Complex paint stripe combinations take a lot of time and planning, but with enough patience to follow the required steps, even beginner DIYers can create interesting patterns on their walls, in multiple colors and different stripe sizes.
1) Find a stripe pattern that you like.
Look through home decorating magazines, browse for ideas online, visit a fabric store for inspiration, or create your own unique design.
2) Select complementing paint colors.
When creating a paint stripe design from scratch, the easiest way to come up with a pleasing color combination is to repeat the colors of some other pattern you already have and like in your decor (even if it's a flower pattern - it doesn't matter as long as the colors look good together).
3) Lay out the design for your stripes.
Use graph paper and colored pencils to draw a full scale version of your striping design (you only need to lay out one pattern repeat). This will be your template for marking the walls.
4) Take wall measurements (in inches).
For vertical stripes, you'll need the perimeter of the room, or the width of the wall(s) that will be painted (if you are only striping 1 or 2 walls).
For horizontal stripes, you'll need the height of the wall(s) without including the baseboards, chair rail or crown moldings into the measurement.
5) Determine the pattern's repeat (in inches).
Unless you are doing a random pattern, there will be a repeating sequence of stripes in your design. Figure out how wide the repeat is (just add up the widths of all the stripes in the sequence), then divide it into the wall measurement.
You may need to weak the size of the stripes a bit to get an even number, if you don't want the pattern to be cut off at the end.
6) Protect/mask the surfaces that are not getting painted.
Apply a coat of the base color, and when dry, apply a second coat if needed. Wait 24 hours before continuing.
7) Mark the stripe pattern on the walls.
Press the graph paper template to the wall and tick the positions of the stripes in that sequence (alternatively, you can tape off a long ruler to use it as your template).
Then draw guide lines for the stripes in pencil, using a plumb line or a level tool (depending on the direction of your stripes).

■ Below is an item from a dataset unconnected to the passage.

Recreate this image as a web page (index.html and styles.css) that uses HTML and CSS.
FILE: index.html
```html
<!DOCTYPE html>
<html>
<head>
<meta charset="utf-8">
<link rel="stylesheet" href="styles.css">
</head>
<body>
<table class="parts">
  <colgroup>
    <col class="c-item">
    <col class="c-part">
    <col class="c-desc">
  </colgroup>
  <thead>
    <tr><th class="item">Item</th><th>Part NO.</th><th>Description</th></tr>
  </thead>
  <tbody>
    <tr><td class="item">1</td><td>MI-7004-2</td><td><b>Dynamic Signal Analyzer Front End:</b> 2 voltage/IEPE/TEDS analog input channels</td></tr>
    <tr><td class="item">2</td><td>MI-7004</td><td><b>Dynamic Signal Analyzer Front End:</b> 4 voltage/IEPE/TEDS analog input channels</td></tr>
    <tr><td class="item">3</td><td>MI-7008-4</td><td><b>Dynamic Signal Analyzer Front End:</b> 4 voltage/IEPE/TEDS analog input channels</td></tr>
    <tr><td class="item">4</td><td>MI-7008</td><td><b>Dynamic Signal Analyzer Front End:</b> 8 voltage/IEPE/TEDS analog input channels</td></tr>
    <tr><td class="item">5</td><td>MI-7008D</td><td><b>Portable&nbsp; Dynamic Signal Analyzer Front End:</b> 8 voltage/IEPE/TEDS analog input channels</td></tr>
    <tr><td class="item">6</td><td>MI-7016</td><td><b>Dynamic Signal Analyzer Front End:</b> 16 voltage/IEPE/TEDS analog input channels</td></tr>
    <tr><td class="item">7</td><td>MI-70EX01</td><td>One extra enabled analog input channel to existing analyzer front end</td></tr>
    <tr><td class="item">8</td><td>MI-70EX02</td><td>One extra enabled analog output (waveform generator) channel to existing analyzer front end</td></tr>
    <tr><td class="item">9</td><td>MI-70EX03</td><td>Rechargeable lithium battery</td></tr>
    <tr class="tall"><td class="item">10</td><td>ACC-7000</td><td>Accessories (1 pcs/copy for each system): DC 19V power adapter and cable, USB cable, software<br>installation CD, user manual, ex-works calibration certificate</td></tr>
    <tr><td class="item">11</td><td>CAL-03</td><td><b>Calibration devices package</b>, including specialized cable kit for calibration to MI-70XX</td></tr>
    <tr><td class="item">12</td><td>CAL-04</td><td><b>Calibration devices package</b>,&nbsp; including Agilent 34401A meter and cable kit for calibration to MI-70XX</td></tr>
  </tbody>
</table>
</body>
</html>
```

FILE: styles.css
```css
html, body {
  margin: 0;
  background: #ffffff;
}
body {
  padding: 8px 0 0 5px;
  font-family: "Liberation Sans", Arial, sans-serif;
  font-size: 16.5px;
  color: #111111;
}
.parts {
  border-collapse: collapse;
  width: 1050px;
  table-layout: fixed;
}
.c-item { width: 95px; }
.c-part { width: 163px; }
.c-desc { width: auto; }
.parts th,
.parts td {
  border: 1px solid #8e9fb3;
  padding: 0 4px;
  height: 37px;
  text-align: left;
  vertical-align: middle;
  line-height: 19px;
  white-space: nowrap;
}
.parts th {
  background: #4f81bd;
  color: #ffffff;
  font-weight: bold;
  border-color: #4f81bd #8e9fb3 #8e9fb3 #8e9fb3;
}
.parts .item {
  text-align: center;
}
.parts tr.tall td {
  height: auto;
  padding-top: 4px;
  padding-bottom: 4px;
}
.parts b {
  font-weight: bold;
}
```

Repeat the steps for the next sequence, and the next one, until you reach the end of the wall(s).
8) Tape off and paint the first stripe type.
It's usually best to divide the work by color. For example, do all green stripes first.
If needed, apply a second coat when dry to the touch, and remove the tape carefully while the paint is still wet (so it's easier to clean up any smudges. Wait 24 hours before continuing.
9) Repeat step #8 for all other stripe types in the pattern.
Keep working with one stripe type at a time and waiting for it to cure overnight, until you've completed all the stripes in the combination.
As you can see, multi-color or multi-size paint stripe patterns are very time consuming and labor intensive (all that marking and taping!).
But you don't have to stripe your entire room top to bottom (unless it's a small bathroom or a powder room).
In fact, oftentimes it's better if you don't - because in a larger space, the result may get too busy/dizzy looking (especially if done in contrasting colors).
Instead, limit complex stripe patterns only to an accent wall, or to the wall above or under the chair rail.
That way you'll create a more controlled look without losing the dynamic effect of the finish (and without killing yourself!).